The last of his kind, a Waste Allocation Loader-Lifter: Earth-Class, WALL-E continues to clean as his directives demand and over time has amassed a meticulous collection of novelties, including a videocassette of Hello, Dolly!, sentience, and an unshakeable desire to fall madly in love. After discovering a tiny beanpole of green vegetative life, Wall-E carefully scoops up the baby plant with some soil and places it in an old boot, prompting the arrival of EVA, the object of his undying affection. She’s shiny and new, polished with a laminated sheen like an Apple product. Comprised of minimal dialogue, WALL-E says so much while saying so little in the quaint mundanity of the titular character’s day-to-day existence. A cube-shaped “compactor” bot with binocular-like eyes and treads instead of feet, sent to clean a waste-strewn Earth ravaged by the ills of excessive consumerism and corporate greed. This view of the future is chilling, foreboding, and the film rarely shies away from its weighty adult themes.

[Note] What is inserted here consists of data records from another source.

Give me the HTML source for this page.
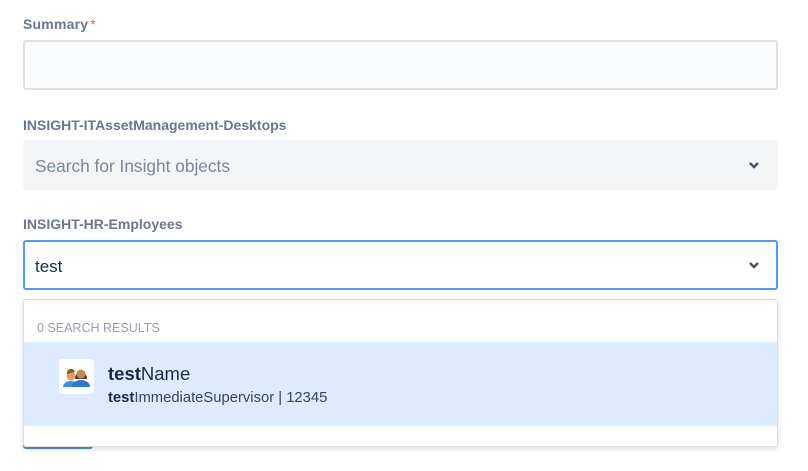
<!DOCTYPE html>
<html><head><style>
body{margin:0;background:#fff;font-family:"Liberation Sans",sans-serif;width:808px;height:471px;position:relative;overflow:hidden}
.lbl{position:absolute;left:23px;font-size:14px;font-weight:bold;color:#6b778c}
.box{position:absolute;left:23px;width:755px;box-sizing:border-box;border-radius:3px}
.chev{position:absolute;right:18px;top:50%;margin-top:-4px}
</style></head><body>
<div class="lbl" style="top:16px;letter-spacing:0.2px">Summary<span style="color:#ff5630;font-weight:normal;margin-left:2px">*</span></div>
<div class="box" style="top:40px;height:50px;background:#fafbfc;border:2px solid #dfe1e6"></div>
<div class="lbl" style="top:117px">INSIGHT-ITAssetManagement-Desktops</div>
<div class="box" style="top:140px;height:50px;background:#f4f5f7">
<div style="position:absolute;left:12px;top:16px;font-size:17.3px;color:#7a869a">Search for Insight objects</div>
<svg class="chev" width="12" height="8" viewBox="0 0 12 8"><path d="M2 2l4 4 4-4" stroke="#42526e" stroke-width="2.4" fill="none"/></svg>
</div>
<div class="lbl" style="top:216px">INSIGHT-HR-Employees</div>
<div class="box" style="top:240px;height:50px;background:#fff;border:2px solid #4c9aff">
<div style="position:absolute;left:10px;top:15px;font-size:17px;color:#172b4d">test</div>
<svg class="chev" width="12" height="8" viewBox="0 0 12 8" style="right:16px"><path d="M2 2l4 4 4-4" stroke="#42526e" stroke-width="2.4" fill="none"/></svg>
</div>
<div style="position:absolute;left:23px;top:440px;width:70px;height:9px;background:#4c8ae6;border-radius:3px"></div>
<div class="box" style="top:299px;height:148px;background:#fff;border:1px solid #dcdfe4;box-shadow:0 2px 5px rgba(9,30,66,.15)">
<div style="position:absolute;left:13px;top:21px;font-size:12.5px;color:#97a0af">0 SEARCH RESULTS</div>
<div style="position:absolute;left:0;right:0;top:42px;height:84px;background:#deebff">
<div style="position:absolute;left:35px;top:17px;width:35px;height:35px;background:#fff;border-radius:4px">
<svg width="35" height="35" viewBox="0 0 35 35">
<circle cx="12" cy="17" r="4.5" fill="#e0a060"/><path d="M8 15a4 4 0 0 1 8 -2z" fill="#8a5a2a"/>
<path d="M4 28a8 6 0 0 1 16 0z" fill="#3a8ee6"/>
<path d="M16 20a6 7 0 1 1 12 0z" fill="#5a3a20"/>
<circle cx="22" cy="15" r="4.5" fill="#c8844a"/>
<path d="M13 28a9 7 0 0 1 18 0z" fill="#2a7ad8"/>
</svg></div>
<div style="position:absolute;left:84px;top:21px;font-size:18.5px;color:#172b4d"><b>test</b>Name</div>
<div style="position:absolute;left:84px;top:48px;font-size:14.8px;color:#344563"><b style="color:#172b4d">test</b>ImmediateSupervisor | 12345</div>
</div>
</div>
</body></html>
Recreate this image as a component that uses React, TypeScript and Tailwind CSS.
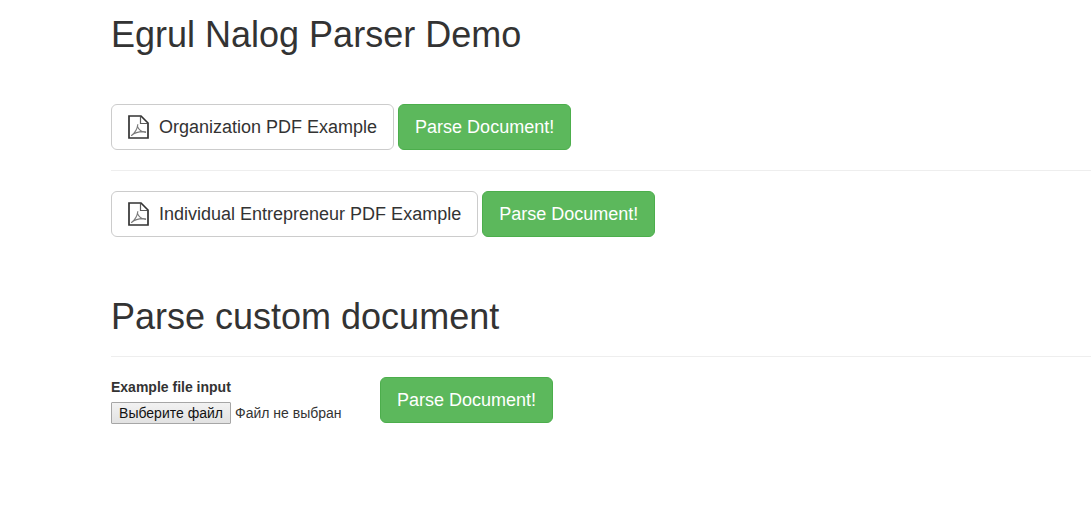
function PdfIcon() {
  return (
    <svg width="21" height="24" viewBox="0 0 21 24" fill="none" className="text-[#333]">
      <path d="M1 1H13L20 8V23H1Z" stroke="currentColor" strokeWidth="1.7" strokeLinejoin="miter" />
      <path d="M12.5 1.5V8.5H19.5" stroke="currentColor" strokeOpacity="0.8" strokeWidth="1.2" />
      <path
        d="M3.5 20.5C6 18.6 9.2 14 9.8 9.6M9.4 11.2C10.4 14.4 13.6 17 17.6 17.4M3.5 20.5C6.6 17.8 11.4 16.2 17.6 16.8"
        stroke="currentColor"
        strokeOpacity="0.65"
        strokeWidth="1.1"
        strokeLinecap="round"
      />
    </svg>
  );
}

function ParseButton() {
  return (
    <button className="h-[46px] rounded-md border border-[#4cae4c] bg-[#5cb85c] px-4 text-[18px] text-white">
      Parse Document!
    </button>
  );
}

function ExampleRow({ title }: { title: string }) {
  return (
    <div className="flex gap-1">
      <a className="flex h-[46px] items-center gap-[10px] rounded-md border border-[#ccc] bg-white px-4 text-[18px] text-[#333]">
        <PdfIcon />
        {title}
      </a>
      <ParseButton />
    </div>
  );
}

export default function App() {
  return (
    <div className="min-h-[513px] bg-white pl-[111px] pt-[15px] font-['Liberation_Sans',Arial,sans-serif] text-[#333]">
      <h1 className="text-[36px] leading-[40px]">Egrul Nalog Parser Demo</h1>

      <div className="mt-[49px]">
        <ExampleRow title="Organization PDF Example" />
      </div>
      <hr className="mb-5 mt-5 border-[#eee]" />
      <ExampleRow title="Individual Entrepreneur PDF Example" />

      <h2 className="mt-[60px] text-[36px] leading-[40px]">Parse custom document</h2>
      <hr className="mt-[19px] border-[#eee]" />

      <div className="mt-5 flex items-start">
        <div className="w-[269px]">
          <label className="block text-[14px] font-bold leading-[20px]">Example file input</label>
          <div className="mt-[5px] flex items-center gap-1 text-[14px] leading-[16px]">
            <button className="h-[22px] w-[120px] rounded-[1px] border border-[#a6a6a6] bg-linear-to-b from-[#f2f2f2] to-[#e2e2e2] text-center text-[14px] text-[#111]">
              Выберите файл
            </button>
            <span>Файл не выбран</span>
          </div>
        </div>
        <ParseButton />
      </div>
    </div>
  );
}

It’s an earth-shatteringly bleak film, for any movie, but especially for Pixar. Still, WALL-E’s lonely forlorn sweetness is undeniably relatable and will melt down even the most cynical into a mushy heart-shaped block. Rough around the edges, but full of lovable soul and honesty, WALL-E perfectly reiterates how following one’s heart will always override one’s directive.